Une grande partie des subventions va aux transports et à la mobilité. Selon la Banque nationale, la Belgique y consacre 2,9 % de son PIB (plus de 14 milliards d’euros). Dans les pays voisins, la moyenne est de 2 %. Mais l’efficacité de nos dépenses publiques en matière de mobilité est inférieure à la moyenne. Dans un classement de 23 pays de l’UE, la Belgique occupe la 16e place. Une raison suffisante pour examiner de près les ressources en matière de mobilité. De cette façon, nous pouvons économiser 7 milliards d’euros.
Moins de dépenses sociales
Enfin, le niveau élevé des dépenses sociales est frappant. Il n’est pas facile de les réduire, compte tenu du coût croissant du vieillissement de notre pays. La Belgique dépense 90 milliards d’euros pour les pensions et la maladie plus l’invalidité. D’ici 2045, cela représentera près de 20 milliards d’euros supplémentaires, en euros d’aujourd’hui sans tenir compte de l’inflation.
Pourtant, il y a des gains d’efficacité qui peuvent être réalisés. Pour la maladie et l’invalidité, la Belgique dépense 0,55 point de pourcentage (2,5 milliards d’euros) de plus que la moyenne de l’UE. Au cours des 22 dernières années, les dépenses ont doublé en termes réels. Mais dans des pays comme les Pays-Bas et le Danemark, ils ont été maintenus sous contrôle par des mesures ciblées.

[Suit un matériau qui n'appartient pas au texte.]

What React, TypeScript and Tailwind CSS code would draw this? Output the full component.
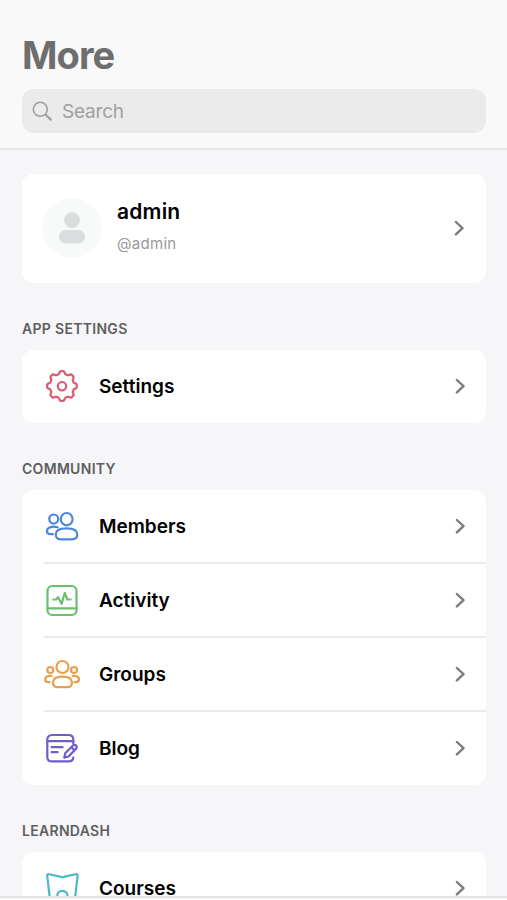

“Ici, vous pouvez obtenir des résultats grâce à une politique à long terme”, explique M. Van Craeynest. Il suffit de penser à une vraie réforme du marché du travail ou à une réforme des retraites digne de ce nom. Lier l’âge de la retraite à l’espérance de vie peut réduire la facture des retraites de 1,3 % du PIB, selon la Commission européenne.”